Vanessa Voskuil, a dance and theater senior, undertook producing, lighting, choreographing and performing in this year’s concert, called “Nine Temperaments.” The project made a 30-page paper look more appealing because, prior to the concert, Voskuil had never produced or designed lighting for a show, although she does see it in her future career.
“(The concert) is finding that last opportunity to produce your own work with your peers and with the support of the faculty — it’s sort of a group finale,” Voskuil said. “It’s an inaugural experience to what my life will be like.”
Slated for tonight and Saturday night at the Barbara Barker Center for Dance on the West Bank, the concert includes the works of eight other dance students, some of whom have made their dance pieces their senior projects.
Anna Pheil, Mellissa Johnson and Nora Jenneman choreographed and will perform in “School of Fish,” a six-section dance and theater piece. For these three, who have performed in hybrid performances before, actually creating one was a new adventure — an adventure upon which their graduation rests.
“It was kind of a last opportunity to completely and totally experiment before I leave college,” Johnson said.

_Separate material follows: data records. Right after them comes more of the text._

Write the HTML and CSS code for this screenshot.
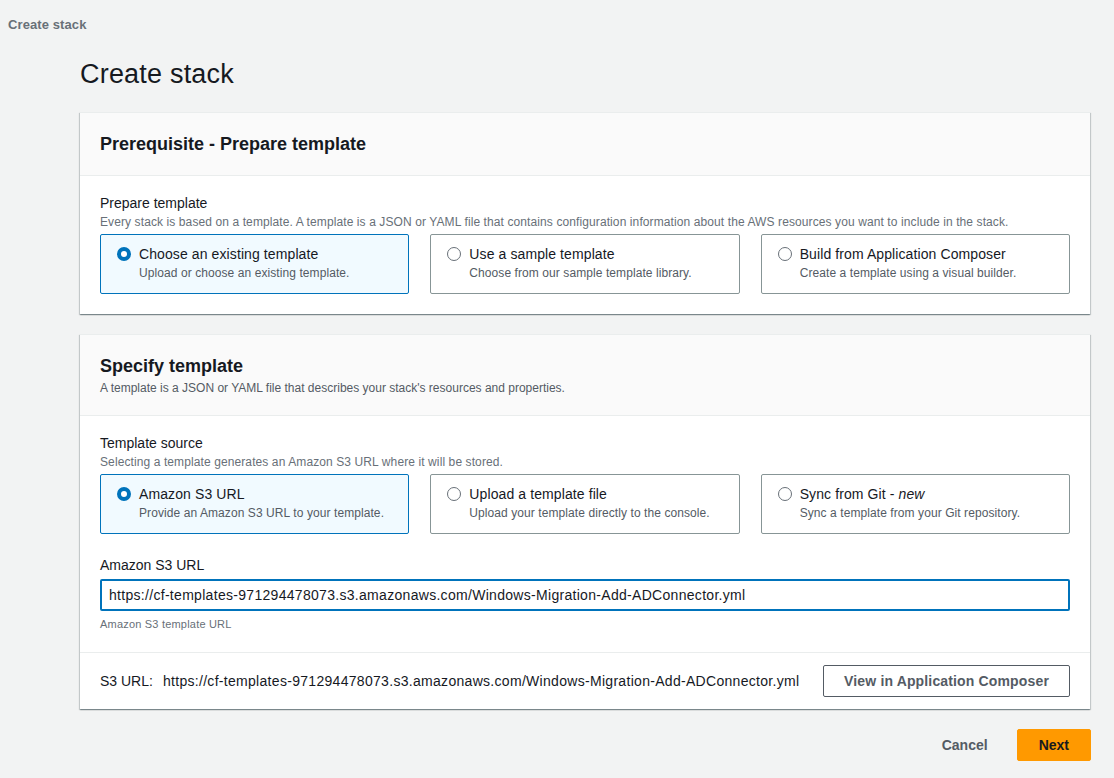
FILE: index.html
```html
<!DOCTYPE html>
<html>
<head>
<meta charset="utf-8">
<link rel="stylesheet" href="styles.css">
</head>
<body>
<div class="crumb">Create stack</div>
<main class="main">
  <h1 class="title">Create stack</h1>

  <section class="panel">
    <div class="panel-head">
      <h2 class="panel-title">Prerequisite - Prepare template</h2>
    </div>
    <div class="panel-body">
      <div class="field-label">Prepare template</div>
      <div class="field-desc">Every stack is based on a template. A template is a JSON or YAML file that contains configuration information about the AWS resources you want to include in the stack.</div>
      <div class="tiles">
        <div class="tile selected">
          <span class="radio on"></span>
          <div class="tile-text">
            <div class="tile-title">Choose an existing template</div>
            <div class="tile-desc">Upload or choose an existing template.</div>
          </div>
        </div>
        <div class="tile">
          <span class="radio"></span>
          <div class="tile-text">
            <div class="tile-title">Use a sample template</div>
            <div class="tile-desc">Choose from our sample template library.</div>
          </div>
        </div>
        <div class="tile">
          <span class="radio"></span>
          <div class="tile-text">
            <div class="tile-title">Build from Application Composer</div>
            <div class="tile-desc">Create a template using a visual builder.</div>
          </div>
        </div>
      </div>
    </div>
  </section>

  <section class="panel">
    <div class="panel-head tall">
      <h2 class="panel-title">Specify template</h2>
      <div class="panel-desc">A template is a JSON or YAML file that describes your stack's resources and properties.</div>
    </div>
    <div class="panel-body">
      <div class="field-label">Template source</div>
      <div class="field-desc">Selecting a template generates an Amazon S3 URL where it will be stored.</div>
      <div class="tiles">
        <div class="tile selected">
          <span class="radio on"></span>
          <div class="tile-text">
            <div class="tile-title">Amazon S3 URL</div>
            <div class="tile-desc">Provide an Amazon S3 URL to your template.</div>
          </div>
        </div>
        <div class="tile">
          <span class="radio"></span>
          <div class="tile-text">
            <div class="tile-title">Upload a template file</div>
            <div class="tile-desc">Upload your template directly to the console.</div>
          </div>
        </div>
        <div class="tile">
          <span class="radio"></span>
          <div class="tile-text">
            <div class="tile-title">Sync from Git - <em>new</em></div>
            <div class="tile-desc">Sync a template from your Git repository.</div>
          </div>
        </div>
      </div>
      <div class="field-label url-label">Amazon S3 URL</div>
      <input class="url-input" type="text" value="https://cf-templates-971294478073.s3.amazonaws.com/Windows-Migration-Add-ADConnector.yml">
      <div class="hint">Amazon S3 template URL</div>
    </div>
    <div class="panel-foot">
      <div class="s3url"><span class="s3key">S3 URL:</span>https://cf-templates-971294478073.s3.amazonaws.com/Windows-Migration-Add-ADConnector.yml</div>
      <button class="btn-normal">View in Application Composer</button>
    </div>
  </section>

  <div class="actions">
    <button class="btn-link">Cancel</button>
    <button class="btn-primary">Next</button>
  </div>
</main>
</body>
</html>
```
FILE: styles.css
```css
* { box-sizing: border-box; }
html, body { margin: 0; padding: 0; }
body {
  background: #f2f3f3;
  font-family: "Liberation Sans", Arial, sans-serif;
  color: #16191f;
  width: 1114px;
  height: 778px;
  overflow: hidden;
}
.crumb {
  padding: 17px 0 0 8px;
  height: 42px;
  font-size: 13px;
  font-weight: bold;
  color: #687078;
  letter-spacing: 0.1px;
}
.main {
  padding: 0 24px 0 80px;
}
.title {
  margin: 0;
  font-size: 27px;
  font-weight: normal;
  line-height: 36px;
  height: 70px;
  padding-top: 14px;
  letter-spacing: 0.2px;
}
.panel {
  background: #fff;
  box-shadow: 0 1px 1px 0 rgba(0,28,36,0.3), 1px 1px 1px 0 rgba(0,28,36,0.15), -1px 1px 1px 0 rgba(0,28,36,0.15);
  border-top: 1px solid #eaeded;
  margin-bottom: 20px;
}
.panel-head {
  background: #fafafa;
  border-bottom: 1px solid #eaeded;
  padding: 19px 20px 0 20px;
  height: 63px;
}
.panel-head.tall { height: 81px; padding-top: 19px; }
.panel-title {
  margin: 0;
  font-size: 18px;
  font-weight: bold;
  line-height: 24px;
}
.panel-desc {
  font-size: 12px;
  color: #545b64;
  line-height: 16px;
  margin-top: 2px;
}
.panel-body {
  padding: 17px 20px 20px 20px;
}
.field-label {
  font-size: 14px;
  line-height: 20px;
}
.field-desc {
  font-size: 12px;
  letter-spacing: 0.1px;
  color: #687078;
  line-height: 16px;
  margin-top: 1px;
}
.tiles {
  display: grid;
  grid-template-columns: repeat(3, 1fr);
  gap: 21px;
  margin-top: 4px;
}
.tile {
  height: 60px;
  border: 1px solid #879596;
  border-radius: 2px;
  display: flex;
  align-items: flex-start;
  padding: 9px 0 0 16px;
}
.tile.selected {
  background: #f1faff;
  border-color: #0073bb;
}
.radio {
  width: 14px;
  height: 14px;
  border: 1px solid #687078;
  border-radius: 50%;
  margin-top: 3px;
  margin-right: 8px;
  flex: none;
}
.radio.on {
  border: 4px solid #0073bb;
  background: #fff;
}
.tile-title {
  font-size: 14px;
  line-height: 20px;
  letter-spacing: 0.1px;
}
.tile-desc {
  font-size: 12px;
  letter-spacing: 0.08px;
  color: #545b64;
  line-height: 16px;
  margin-top: 1px;
}
.url-label {
  margin-top: 21px;
}
.url-input {
  display: block;
  width: 100%;
  height: 32px;
  margin-top: 4px;
  border: 2px solid #0073bb;
  border-radius: 2px;
  padding: 0 7px;
  font-family: "Liberation Sans", Arial, sans-serif;
  font-size: 14px;
  letter-spacing: 0.3px;
  color: #16191f;
  outline: none;
}
.hint {
  font-size: 11px;
  letter-spacing: 0.2px;
  color: #687078;
  line-height: 16px;
  margin-top: 5px;
}
.panel-foot {
  border-top: 1px solid #eaeded;
  display: flex;
  align-items: center;
  justify-content: space-between;
  padding: 12px 20px 12px 20px;
}
.s3url {
  font-size: 14px;
  letter-spacing: 0.3px;
}
.s3key { margin-right: 10px; letter-spacing: 0; }
.btn-normal {
  height: 32px;
  padding: 0 20px;
  background: #fff;
  border: 1px solid #545b64;
  border-radius: 2px;
  font-family: "Liberation Sans", Arial, sans-serif;
  font-weight: bold;
  font-size: 14px;
  letter-spacing: 0.15px;
  color: #545b64;
}
.actions {
  display: flex;
  justify-content: flex-end;
  align-items: center;
  gap: 10px;
  margin-top: 0;
  margin-right: -1px;
}
.btn-link {
  background: none;
  border: none;
  font-family: "Liberation Sans", Arial, sans-serif;
  font-weight: bold;
  font-size: 14px;
  color: #545b64;
  padding: 0 19px 0 20px;
  height: 32px;
}
.btn-primary {
  background: #ff9900;
  border: 1px solid #ff9900;
  border-radius: 2px;
  height: 32px;
  padding: 0 21px;
  font-family: "Liberation Sans", Arial, sans-serif;
  font-weight: bold;
  font-size: 14px;
  color: #16191f;
}
```
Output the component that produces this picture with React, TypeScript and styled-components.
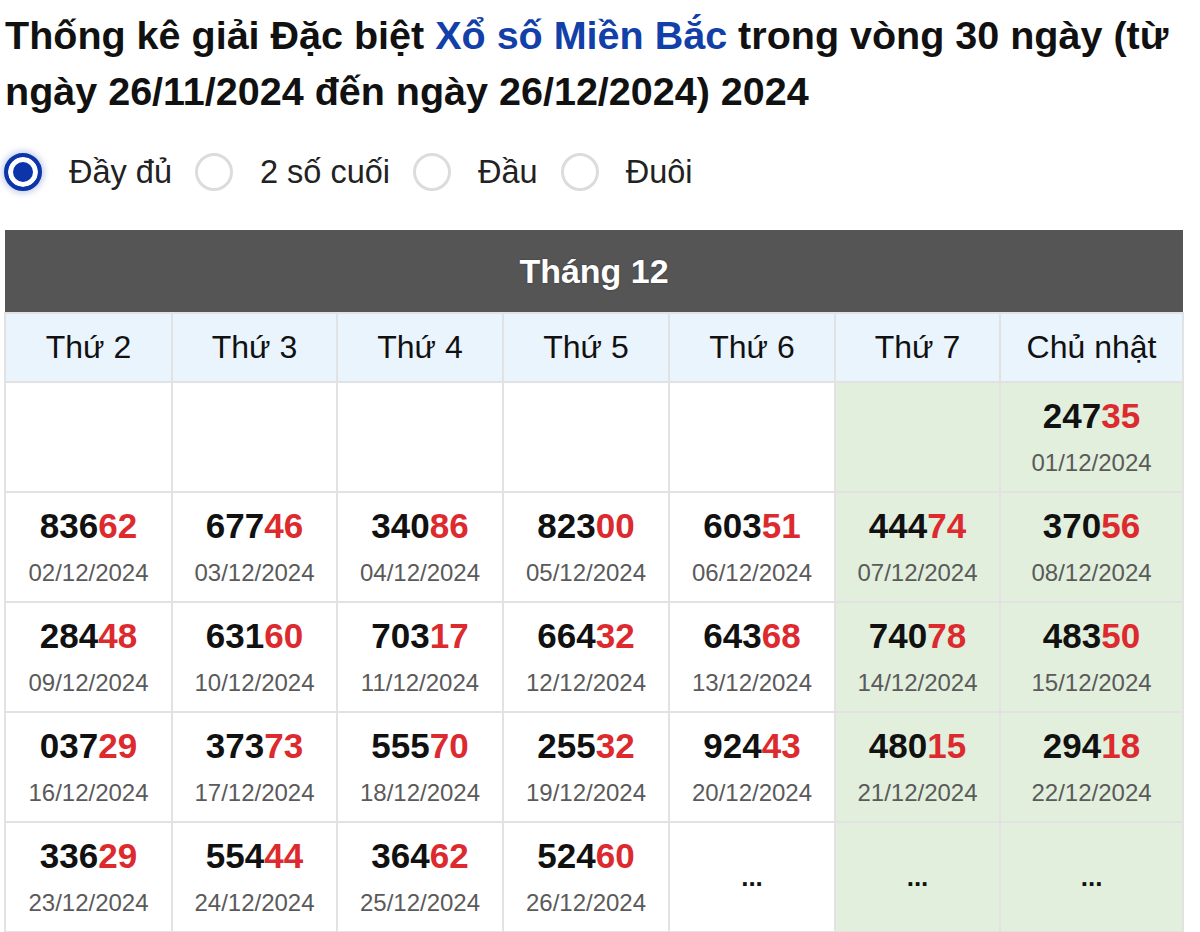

Like any senior project, an intense amount of research went into creating the show, both for Voskuil and the choreographers presenting dance pieces. The concert’s success — and eventually her grade and degree — depend in part on her ability to quickly learn administrative actions for producing a show as well as technical skills for providing the lighting designs for each dance piece.
Although the concert is assembled and performed with the blessings of department faculty, it’s not an official dance program event. To support student choreography, dance officials commit funds instead to the annual Student Dance Coalition spring concert, said Matt Jenson, a dance program administrative aide.
The senior project fluctuated in recent years as a graduation requirement — students previously needed to complete only the senior seminar class to graduate, instead of doing an actual project.
“I think the seniors doing this event really says something about the students we have,” Jenson said. “They’re willing to go above and beyond what they have to do to get the degree. They’re looking to doing what they have to do to get into their careers.”
When the tradition of a senior concert started with dance alumna Cynthia Gutierrez-Garner and six of her peers in 1998, the seniors then had the benefit of lighting technicians and production experts to guide them along.
“We had no idea what it took to produce a show. We just crossed our fingers and hoped we sold tickets,” Gutierrez-Garner said. “That’s quite an undertaking to have everybody new to it.”
And in relying on these experts — some of whom came with the space they rented — their budget reached nearly $3,000. Gutierrez-Garner and two other seniors successfully applied for grants to cover half the budget; ticket sales and out-of-pocket contributions covered the rest.
However, with the barely one-year-old dance building, Voskuil and her peers no longer need to rent space, keeping her budget to an estimated $600, taken from her and her father’s checkbooks.
Despite the obstacles of new and unfamiliar territory, graduating dance students and those with some time left have discovered the concert fills a dance need in the Department of Theatre Arts and Dance.
“Most of us can’t take teching classes through theater because of scheduling conflicts. So this is a way to learn, through experience,” said Jenny Brackin, a dance junior and volunteer light technician for the concert.